Is the the spectral norm of a Boolean function bounded by the degree of its Fourier expansion?

Question

Let $f: \{-1,1\}^n \rightarrow \{-1,1\}$ be a Boolean function.

The Fourier expansion of $f$ is $$f(T) = \sum_{S \subseteq [n]} \widehat{f}(S)\ \chi_S(T)$$ where $\widehat{f}(S)$ are real numbers and $\chi_S(T)=\Pi_{i \in S} T_i$ is a parity function.

Let $d$ be the degree of the the Fourier expansion of $f$, i.e. $d= \max_{\widehat{f}(S)\neq 0} |S|$.

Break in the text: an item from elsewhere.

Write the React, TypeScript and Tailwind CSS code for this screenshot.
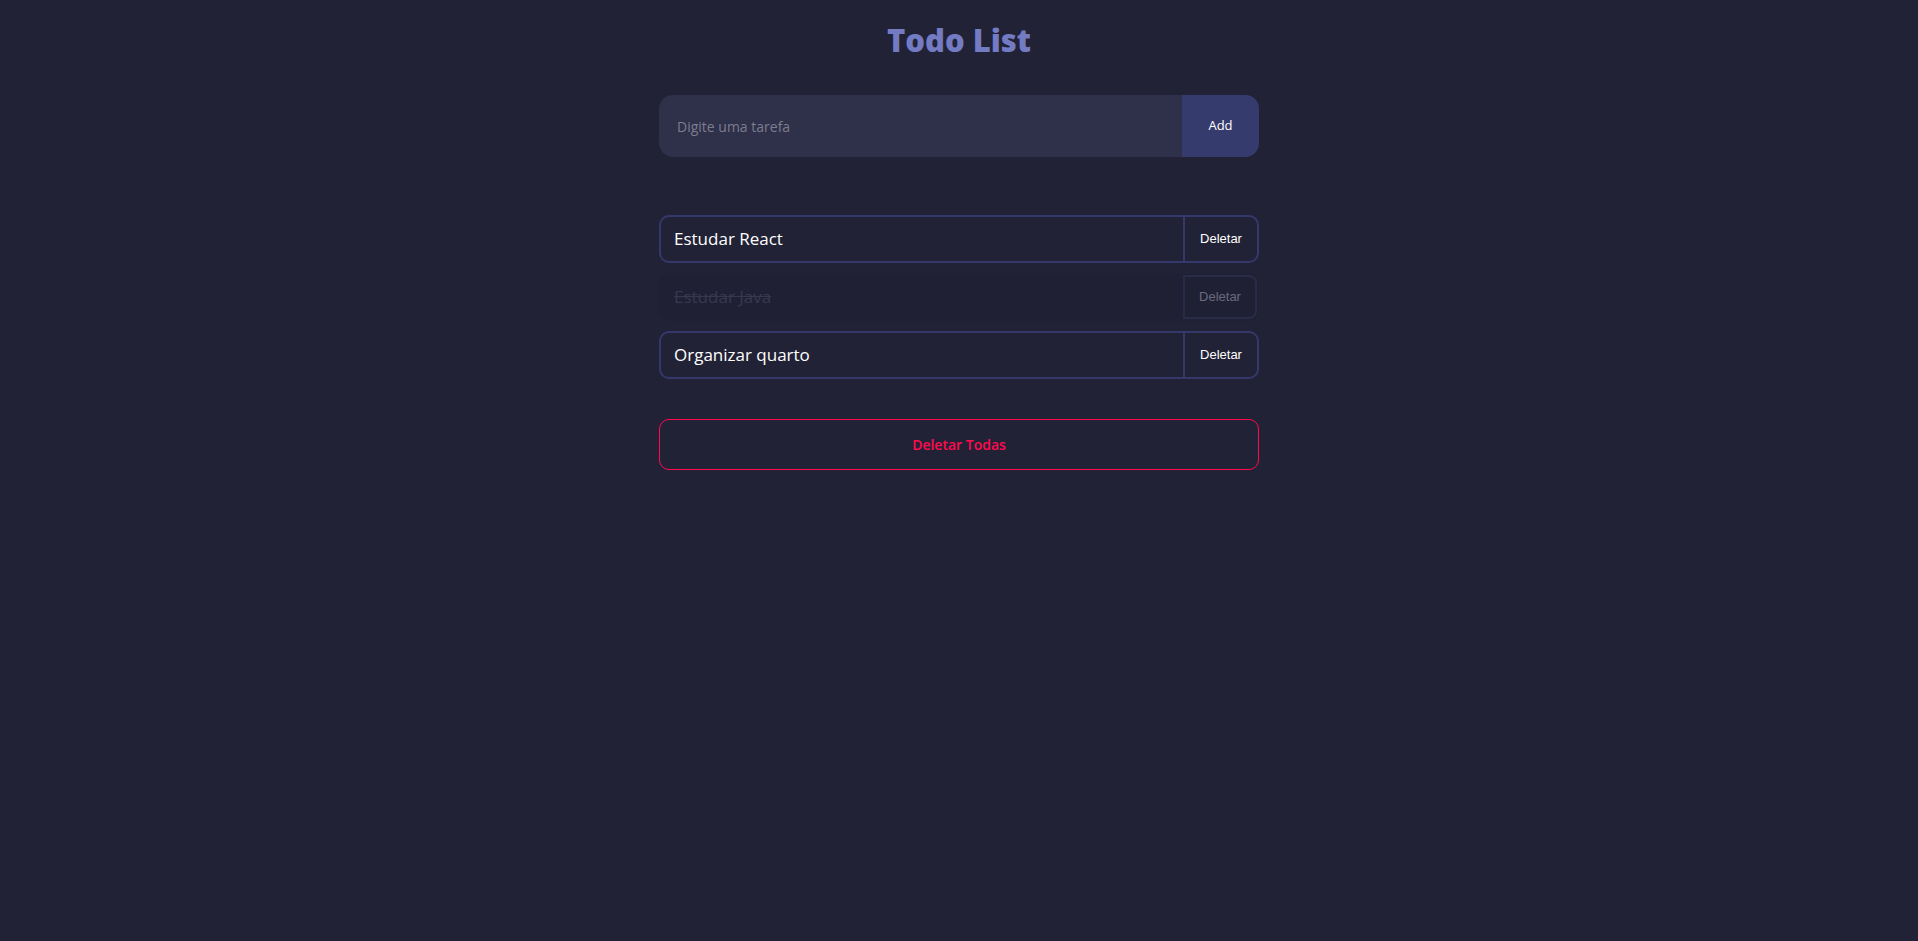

By Parseval's identity we have $$\sum_{S \subseteq [n]} \widehat{f}(S)^2=1$$

I am looking for a bound on
$$\sum_{S \subseteq [n]} |\widehat{f}(S)|$$

I think it is bounded by $d$. But I have neither a proof nor a counterexample for this claim. Can someone provide a proof or give a counterexample?

Answer 1

It is a standard fact that if $f:\{-,1,1\}^n \to \{-1,1\}$ is a function of Fourier degree $d$, then its Fourier coefficients are multiples of $2^{-d+1}$. In particular, every non-zero coefficient must be at least $2^{-d+1}$ in absolute value. Therefore, by Parseval, there are at most $2^{2(d-1)}$ non-zero coefficients, and so the spectral norm of $f$ is at most $$\sum_{S}|\hat{f}(S)| \leq \sqrt{2^{2(d-1)}}\sqrt{\sum_{S}\hat{f}(S)^2} = 2^{d-1}$$.

This bound is tight. For example the complete binary decision tree of depth $d$ has spectral norm $2^{d-1}$. This can be shown, e.g., by induction on $d$. The address function has also maximal possible spectral norm.

Answer 2

For the Inner Product function that quantity is $2^{n/2}$, which is the largest possible value.